Find every line in the records below that holds the word "components", and copy each one.

** Begin **

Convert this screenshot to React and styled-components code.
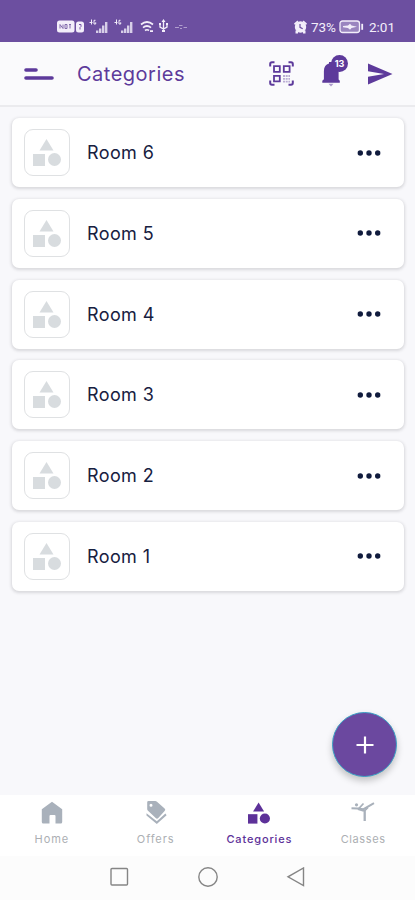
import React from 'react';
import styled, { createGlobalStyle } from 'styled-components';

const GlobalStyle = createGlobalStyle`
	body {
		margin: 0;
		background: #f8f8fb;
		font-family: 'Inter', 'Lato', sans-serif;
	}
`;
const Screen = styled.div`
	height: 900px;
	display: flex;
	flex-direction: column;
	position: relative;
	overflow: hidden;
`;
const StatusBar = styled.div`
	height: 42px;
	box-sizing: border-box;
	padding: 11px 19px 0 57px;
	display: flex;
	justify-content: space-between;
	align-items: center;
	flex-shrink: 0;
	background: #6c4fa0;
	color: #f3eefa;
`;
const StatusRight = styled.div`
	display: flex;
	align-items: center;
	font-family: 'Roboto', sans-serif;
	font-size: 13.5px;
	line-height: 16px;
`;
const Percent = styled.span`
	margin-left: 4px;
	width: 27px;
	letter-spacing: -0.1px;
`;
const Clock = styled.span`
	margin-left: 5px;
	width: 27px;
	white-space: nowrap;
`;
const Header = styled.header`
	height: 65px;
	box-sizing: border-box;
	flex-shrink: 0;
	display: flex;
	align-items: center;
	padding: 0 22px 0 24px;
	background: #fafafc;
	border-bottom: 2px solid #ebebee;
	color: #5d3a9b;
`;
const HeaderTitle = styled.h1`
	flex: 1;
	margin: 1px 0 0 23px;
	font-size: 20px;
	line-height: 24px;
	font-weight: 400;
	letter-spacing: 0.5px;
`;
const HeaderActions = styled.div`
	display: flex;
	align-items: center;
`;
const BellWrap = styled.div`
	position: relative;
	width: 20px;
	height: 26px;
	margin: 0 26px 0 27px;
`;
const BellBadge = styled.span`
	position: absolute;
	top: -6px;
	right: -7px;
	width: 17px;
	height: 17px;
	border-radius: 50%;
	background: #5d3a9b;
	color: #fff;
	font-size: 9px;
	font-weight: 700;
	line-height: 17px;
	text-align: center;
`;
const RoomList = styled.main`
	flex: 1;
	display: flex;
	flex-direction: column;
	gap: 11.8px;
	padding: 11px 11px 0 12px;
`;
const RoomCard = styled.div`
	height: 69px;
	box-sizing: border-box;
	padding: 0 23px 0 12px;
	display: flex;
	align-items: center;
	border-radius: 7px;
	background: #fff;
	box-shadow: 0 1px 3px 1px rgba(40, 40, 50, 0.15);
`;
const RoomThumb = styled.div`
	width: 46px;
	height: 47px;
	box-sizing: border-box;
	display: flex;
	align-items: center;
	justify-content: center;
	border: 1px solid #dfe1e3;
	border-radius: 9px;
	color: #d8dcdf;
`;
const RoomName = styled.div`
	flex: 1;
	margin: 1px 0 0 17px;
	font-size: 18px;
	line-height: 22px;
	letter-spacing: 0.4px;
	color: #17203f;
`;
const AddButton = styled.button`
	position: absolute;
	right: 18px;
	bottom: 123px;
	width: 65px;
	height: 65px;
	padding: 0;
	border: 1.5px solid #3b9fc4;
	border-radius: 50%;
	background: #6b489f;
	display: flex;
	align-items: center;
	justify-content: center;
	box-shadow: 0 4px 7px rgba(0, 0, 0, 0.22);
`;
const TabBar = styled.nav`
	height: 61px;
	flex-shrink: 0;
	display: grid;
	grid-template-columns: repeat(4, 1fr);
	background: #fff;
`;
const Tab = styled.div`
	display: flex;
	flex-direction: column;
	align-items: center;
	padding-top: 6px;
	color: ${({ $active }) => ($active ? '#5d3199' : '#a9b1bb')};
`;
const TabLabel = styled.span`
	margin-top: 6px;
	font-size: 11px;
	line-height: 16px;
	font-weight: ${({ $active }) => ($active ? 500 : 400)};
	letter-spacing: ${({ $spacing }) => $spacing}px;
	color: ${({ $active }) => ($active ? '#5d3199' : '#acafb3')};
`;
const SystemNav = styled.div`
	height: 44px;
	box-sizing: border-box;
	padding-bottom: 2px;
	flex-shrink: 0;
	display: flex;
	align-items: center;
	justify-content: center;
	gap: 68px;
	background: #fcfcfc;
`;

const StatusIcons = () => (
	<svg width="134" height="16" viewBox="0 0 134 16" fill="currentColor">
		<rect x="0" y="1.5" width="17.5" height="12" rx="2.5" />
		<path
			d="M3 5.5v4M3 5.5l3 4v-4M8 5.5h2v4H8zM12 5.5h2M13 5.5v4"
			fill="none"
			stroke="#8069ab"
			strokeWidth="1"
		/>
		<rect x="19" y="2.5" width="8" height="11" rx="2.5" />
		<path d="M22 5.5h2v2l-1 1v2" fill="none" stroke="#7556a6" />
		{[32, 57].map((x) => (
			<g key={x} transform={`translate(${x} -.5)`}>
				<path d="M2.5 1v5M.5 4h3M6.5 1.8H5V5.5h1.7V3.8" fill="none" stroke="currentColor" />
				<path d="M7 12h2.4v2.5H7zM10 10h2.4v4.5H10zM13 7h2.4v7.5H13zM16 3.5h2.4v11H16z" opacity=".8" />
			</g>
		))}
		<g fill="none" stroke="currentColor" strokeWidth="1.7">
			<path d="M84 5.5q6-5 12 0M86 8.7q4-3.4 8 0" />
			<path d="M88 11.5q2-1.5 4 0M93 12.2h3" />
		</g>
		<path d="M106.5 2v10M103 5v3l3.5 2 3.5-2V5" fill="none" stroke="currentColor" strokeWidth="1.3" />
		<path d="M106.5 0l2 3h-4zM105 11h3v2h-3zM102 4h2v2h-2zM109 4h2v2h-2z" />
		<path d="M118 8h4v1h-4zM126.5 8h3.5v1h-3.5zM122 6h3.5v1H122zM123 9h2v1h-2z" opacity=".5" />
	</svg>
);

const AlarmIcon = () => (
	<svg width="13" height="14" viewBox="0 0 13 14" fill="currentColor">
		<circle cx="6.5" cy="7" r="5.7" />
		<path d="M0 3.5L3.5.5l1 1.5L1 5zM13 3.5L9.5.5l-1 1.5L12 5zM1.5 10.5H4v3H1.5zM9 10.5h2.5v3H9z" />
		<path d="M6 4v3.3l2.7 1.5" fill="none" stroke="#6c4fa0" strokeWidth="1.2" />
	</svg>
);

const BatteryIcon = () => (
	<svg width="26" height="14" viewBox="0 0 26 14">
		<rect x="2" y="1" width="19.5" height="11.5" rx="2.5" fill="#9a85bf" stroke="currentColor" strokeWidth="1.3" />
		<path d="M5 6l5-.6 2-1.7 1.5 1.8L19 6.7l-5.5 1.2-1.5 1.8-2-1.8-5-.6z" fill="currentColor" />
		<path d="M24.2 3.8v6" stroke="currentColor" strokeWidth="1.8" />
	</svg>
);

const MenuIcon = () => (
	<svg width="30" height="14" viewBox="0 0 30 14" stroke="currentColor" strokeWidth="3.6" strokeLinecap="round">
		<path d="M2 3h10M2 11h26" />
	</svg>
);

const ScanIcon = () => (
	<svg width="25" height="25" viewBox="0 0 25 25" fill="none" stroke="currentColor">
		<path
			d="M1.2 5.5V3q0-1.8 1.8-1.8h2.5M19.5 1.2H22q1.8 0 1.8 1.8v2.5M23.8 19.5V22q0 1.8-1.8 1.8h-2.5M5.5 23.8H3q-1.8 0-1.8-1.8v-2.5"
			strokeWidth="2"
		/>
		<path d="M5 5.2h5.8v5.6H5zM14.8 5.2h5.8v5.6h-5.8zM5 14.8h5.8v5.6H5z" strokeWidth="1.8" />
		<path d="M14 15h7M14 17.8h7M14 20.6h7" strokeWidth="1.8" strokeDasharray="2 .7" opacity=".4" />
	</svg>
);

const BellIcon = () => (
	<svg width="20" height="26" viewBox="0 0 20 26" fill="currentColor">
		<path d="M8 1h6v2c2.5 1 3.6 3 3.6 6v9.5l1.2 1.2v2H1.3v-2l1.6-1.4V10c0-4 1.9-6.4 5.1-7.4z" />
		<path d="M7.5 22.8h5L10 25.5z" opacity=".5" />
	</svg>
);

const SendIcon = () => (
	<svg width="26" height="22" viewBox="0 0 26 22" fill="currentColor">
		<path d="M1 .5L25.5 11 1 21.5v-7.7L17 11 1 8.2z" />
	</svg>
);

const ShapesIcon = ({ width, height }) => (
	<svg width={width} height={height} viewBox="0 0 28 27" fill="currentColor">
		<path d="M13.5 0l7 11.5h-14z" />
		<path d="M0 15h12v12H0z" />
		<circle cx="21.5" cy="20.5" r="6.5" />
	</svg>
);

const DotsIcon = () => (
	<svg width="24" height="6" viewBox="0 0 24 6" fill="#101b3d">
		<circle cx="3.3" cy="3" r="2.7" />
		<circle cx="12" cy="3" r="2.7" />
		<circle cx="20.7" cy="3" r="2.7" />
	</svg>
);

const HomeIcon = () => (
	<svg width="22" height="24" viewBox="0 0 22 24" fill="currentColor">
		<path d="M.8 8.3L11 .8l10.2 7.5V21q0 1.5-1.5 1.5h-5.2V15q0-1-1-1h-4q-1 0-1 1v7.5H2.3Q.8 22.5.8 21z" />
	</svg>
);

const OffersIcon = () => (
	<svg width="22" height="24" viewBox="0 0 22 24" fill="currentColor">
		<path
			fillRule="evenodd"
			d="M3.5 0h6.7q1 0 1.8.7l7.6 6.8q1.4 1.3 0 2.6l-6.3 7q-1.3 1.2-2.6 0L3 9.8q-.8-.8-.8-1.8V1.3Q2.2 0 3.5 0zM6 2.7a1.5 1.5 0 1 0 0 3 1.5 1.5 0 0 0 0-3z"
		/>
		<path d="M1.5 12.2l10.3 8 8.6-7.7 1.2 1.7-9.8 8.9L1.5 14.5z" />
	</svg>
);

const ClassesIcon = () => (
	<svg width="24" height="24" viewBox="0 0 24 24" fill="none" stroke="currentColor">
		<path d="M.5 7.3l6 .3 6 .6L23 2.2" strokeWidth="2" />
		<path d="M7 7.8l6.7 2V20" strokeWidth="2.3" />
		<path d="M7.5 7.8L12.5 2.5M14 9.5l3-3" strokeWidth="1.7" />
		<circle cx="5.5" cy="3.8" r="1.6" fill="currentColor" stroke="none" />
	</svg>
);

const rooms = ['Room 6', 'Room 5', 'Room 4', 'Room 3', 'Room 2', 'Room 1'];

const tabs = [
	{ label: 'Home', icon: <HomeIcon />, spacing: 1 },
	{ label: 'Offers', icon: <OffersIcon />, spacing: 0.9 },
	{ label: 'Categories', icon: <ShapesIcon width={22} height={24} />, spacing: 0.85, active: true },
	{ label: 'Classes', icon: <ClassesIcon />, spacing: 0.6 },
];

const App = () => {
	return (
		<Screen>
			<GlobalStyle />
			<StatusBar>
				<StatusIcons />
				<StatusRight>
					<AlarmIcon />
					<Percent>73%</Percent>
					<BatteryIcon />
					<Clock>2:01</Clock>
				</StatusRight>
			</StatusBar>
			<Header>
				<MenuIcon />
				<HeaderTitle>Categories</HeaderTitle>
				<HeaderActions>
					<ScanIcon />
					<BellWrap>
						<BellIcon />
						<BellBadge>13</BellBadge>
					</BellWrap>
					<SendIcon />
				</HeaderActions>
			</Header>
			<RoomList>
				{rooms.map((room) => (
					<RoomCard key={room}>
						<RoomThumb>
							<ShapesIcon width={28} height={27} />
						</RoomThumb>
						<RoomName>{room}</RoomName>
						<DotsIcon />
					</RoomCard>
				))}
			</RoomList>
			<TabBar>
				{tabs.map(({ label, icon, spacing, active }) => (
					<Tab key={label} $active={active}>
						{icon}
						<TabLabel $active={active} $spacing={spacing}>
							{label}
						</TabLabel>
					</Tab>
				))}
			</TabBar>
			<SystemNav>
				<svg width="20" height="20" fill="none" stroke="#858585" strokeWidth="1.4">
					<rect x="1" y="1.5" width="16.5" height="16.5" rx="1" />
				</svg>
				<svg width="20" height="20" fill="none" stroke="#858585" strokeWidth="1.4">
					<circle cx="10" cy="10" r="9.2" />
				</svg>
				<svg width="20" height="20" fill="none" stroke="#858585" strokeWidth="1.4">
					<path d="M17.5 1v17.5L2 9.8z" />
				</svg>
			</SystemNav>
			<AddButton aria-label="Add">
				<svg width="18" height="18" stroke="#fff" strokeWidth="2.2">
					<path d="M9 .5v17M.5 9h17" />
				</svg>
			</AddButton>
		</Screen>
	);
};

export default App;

** End **
** Begin **

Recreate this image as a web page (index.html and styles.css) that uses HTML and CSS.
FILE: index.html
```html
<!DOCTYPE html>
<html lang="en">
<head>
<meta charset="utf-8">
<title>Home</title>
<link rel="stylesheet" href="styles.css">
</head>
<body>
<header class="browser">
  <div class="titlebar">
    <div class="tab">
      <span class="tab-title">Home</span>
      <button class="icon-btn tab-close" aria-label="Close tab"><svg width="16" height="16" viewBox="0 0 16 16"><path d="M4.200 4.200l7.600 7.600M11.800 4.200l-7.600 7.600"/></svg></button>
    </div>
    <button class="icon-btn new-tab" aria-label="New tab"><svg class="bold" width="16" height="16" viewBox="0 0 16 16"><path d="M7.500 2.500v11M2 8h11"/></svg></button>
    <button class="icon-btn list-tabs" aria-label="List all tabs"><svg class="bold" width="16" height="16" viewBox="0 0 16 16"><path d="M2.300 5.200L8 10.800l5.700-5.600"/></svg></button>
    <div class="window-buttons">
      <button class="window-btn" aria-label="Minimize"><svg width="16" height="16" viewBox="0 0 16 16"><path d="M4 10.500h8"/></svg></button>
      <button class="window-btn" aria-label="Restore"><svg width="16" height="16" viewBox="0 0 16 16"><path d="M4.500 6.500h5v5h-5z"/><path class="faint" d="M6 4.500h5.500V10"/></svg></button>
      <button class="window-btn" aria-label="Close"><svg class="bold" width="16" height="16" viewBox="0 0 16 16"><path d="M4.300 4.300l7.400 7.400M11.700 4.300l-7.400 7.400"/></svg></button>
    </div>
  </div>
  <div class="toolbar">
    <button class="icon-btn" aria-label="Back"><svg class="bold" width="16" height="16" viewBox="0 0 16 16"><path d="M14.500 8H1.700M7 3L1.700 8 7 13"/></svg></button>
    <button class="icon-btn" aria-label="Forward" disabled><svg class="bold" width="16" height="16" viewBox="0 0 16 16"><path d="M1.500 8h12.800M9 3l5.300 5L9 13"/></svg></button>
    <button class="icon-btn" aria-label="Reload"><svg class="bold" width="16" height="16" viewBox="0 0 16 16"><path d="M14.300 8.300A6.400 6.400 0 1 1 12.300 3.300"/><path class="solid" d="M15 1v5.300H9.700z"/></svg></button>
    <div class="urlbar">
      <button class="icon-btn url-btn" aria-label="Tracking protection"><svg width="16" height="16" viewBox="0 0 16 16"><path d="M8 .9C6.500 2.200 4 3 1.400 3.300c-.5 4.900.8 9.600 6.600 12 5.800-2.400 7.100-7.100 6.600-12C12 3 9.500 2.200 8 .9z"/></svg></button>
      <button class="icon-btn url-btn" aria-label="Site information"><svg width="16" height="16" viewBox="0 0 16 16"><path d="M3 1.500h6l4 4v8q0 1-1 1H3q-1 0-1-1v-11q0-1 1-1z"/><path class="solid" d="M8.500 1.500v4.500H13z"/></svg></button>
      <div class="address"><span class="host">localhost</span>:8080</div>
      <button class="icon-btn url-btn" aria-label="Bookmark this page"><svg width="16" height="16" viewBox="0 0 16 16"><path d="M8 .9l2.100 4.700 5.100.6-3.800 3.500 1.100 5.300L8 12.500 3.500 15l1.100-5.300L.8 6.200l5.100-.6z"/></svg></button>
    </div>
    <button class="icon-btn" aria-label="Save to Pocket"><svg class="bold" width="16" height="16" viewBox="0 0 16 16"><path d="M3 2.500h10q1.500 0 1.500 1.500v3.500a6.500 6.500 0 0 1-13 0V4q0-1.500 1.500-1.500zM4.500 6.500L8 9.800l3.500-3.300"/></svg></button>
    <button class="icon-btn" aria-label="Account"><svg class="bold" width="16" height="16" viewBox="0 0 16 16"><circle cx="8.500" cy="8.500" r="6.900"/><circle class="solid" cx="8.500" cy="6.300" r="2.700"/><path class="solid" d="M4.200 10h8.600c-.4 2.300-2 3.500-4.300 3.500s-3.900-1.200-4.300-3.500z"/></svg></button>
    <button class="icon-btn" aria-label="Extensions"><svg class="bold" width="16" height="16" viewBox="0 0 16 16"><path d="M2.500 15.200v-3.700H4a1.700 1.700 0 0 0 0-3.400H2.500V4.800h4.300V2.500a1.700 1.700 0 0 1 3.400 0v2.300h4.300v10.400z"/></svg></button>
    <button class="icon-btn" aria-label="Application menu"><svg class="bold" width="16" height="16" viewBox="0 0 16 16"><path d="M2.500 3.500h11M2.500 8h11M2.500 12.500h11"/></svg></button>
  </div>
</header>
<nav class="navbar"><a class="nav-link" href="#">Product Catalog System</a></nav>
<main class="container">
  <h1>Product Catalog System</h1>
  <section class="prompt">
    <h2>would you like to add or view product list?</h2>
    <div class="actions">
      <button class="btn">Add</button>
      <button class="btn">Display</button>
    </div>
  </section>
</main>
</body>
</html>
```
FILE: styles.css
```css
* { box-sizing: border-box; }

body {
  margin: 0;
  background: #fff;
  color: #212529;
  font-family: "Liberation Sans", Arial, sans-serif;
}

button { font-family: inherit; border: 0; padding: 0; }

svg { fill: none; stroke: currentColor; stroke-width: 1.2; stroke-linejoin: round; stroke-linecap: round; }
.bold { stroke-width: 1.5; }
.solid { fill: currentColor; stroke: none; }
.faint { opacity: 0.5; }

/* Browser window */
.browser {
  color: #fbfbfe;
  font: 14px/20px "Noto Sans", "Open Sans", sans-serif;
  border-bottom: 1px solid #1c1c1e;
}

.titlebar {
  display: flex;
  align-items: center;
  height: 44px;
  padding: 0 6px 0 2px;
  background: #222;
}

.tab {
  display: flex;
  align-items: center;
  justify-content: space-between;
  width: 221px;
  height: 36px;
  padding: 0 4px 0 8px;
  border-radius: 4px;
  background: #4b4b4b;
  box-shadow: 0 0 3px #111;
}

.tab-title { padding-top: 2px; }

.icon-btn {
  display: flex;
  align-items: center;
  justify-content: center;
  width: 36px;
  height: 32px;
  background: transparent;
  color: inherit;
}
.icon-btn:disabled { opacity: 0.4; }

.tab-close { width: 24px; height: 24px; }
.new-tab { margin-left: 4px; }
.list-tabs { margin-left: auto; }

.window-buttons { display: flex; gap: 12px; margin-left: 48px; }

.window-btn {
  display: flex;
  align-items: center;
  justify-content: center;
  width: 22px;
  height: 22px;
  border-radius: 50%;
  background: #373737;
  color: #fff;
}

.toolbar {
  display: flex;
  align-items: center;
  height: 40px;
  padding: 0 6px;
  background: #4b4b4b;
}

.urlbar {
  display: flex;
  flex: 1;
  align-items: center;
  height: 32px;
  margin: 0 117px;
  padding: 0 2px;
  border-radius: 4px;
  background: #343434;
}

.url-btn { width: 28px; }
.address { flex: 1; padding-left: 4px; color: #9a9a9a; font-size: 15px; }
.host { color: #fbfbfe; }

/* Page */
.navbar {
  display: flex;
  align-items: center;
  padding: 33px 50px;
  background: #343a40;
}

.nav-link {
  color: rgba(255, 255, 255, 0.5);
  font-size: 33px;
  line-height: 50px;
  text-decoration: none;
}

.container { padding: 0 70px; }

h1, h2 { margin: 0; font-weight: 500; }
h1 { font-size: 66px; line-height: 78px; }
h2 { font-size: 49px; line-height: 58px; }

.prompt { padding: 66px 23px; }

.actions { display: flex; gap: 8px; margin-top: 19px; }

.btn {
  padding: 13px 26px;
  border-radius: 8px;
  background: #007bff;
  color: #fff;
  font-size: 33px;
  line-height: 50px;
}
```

** End **

**Result of this exercise**
Convert this screenshot to React and styled-components code.
import styled, { createGlobalStyle } from 'styled-components';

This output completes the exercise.